— START —
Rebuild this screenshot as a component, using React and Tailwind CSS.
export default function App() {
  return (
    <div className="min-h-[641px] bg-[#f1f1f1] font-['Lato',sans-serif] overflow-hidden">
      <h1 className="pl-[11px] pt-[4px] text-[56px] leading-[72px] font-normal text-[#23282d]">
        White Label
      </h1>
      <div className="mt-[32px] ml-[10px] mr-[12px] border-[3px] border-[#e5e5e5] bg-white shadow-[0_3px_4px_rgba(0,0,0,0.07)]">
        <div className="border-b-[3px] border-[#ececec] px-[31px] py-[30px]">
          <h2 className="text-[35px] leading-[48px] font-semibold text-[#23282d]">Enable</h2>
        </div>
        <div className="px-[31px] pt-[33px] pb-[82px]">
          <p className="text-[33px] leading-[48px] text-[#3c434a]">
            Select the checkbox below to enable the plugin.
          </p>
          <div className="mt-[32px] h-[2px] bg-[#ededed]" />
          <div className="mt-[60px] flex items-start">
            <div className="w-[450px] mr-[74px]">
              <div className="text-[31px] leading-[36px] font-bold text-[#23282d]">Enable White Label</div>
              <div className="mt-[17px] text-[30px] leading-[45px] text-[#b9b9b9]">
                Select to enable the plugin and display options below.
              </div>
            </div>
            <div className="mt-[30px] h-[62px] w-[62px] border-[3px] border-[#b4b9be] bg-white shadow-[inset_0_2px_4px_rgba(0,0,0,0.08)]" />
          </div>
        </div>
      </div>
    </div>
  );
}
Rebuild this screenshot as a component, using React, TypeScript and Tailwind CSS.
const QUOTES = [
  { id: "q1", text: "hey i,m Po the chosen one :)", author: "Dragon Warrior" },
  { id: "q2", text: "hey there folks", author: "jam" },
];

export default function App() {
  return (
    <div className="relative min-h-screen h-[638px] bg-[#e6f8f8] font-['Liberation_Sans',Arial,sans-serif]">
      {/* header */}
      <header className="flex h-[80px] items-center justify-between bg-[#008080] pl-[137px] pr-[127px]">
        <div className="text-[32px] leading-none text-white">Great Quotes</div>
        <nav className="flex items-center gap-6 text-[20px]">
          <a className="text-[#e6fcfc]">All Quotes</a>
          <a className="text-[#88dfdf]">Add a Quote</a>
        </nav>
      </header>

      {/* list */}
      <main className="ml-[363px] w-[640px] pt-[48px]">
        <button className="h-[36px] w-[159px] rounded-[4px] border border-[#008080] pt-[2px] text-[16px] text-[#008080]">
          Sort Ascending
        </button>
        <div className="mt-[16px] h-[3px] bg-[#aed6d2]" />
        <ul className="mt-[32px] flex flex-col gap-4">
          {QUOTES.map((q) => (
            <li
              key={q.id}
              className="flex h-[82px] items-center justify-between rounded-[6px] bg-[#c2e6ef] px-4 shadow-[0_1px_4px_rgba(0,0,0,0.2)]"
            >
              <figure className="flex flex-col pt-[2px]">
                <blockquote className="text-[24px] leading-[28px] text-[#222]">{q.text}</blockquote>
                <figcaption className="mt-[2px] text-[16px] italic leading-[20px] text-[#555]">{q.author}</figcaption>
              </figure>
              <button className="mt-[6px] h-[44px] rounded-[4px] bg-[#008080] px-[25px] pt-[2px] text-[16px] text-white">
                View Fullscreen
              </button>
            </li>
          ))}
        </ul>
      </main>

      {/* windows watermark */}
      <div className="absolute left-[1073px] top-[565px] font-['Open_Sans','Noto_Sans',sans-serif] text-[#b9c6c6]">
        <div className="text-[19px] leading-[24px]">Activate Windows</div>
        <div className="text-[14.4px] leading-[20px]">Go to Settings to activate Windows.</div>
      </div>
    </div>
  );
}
— END —
(Goal) Report only how many lines in the listing contain the string "screenshot".

(Correct result) 2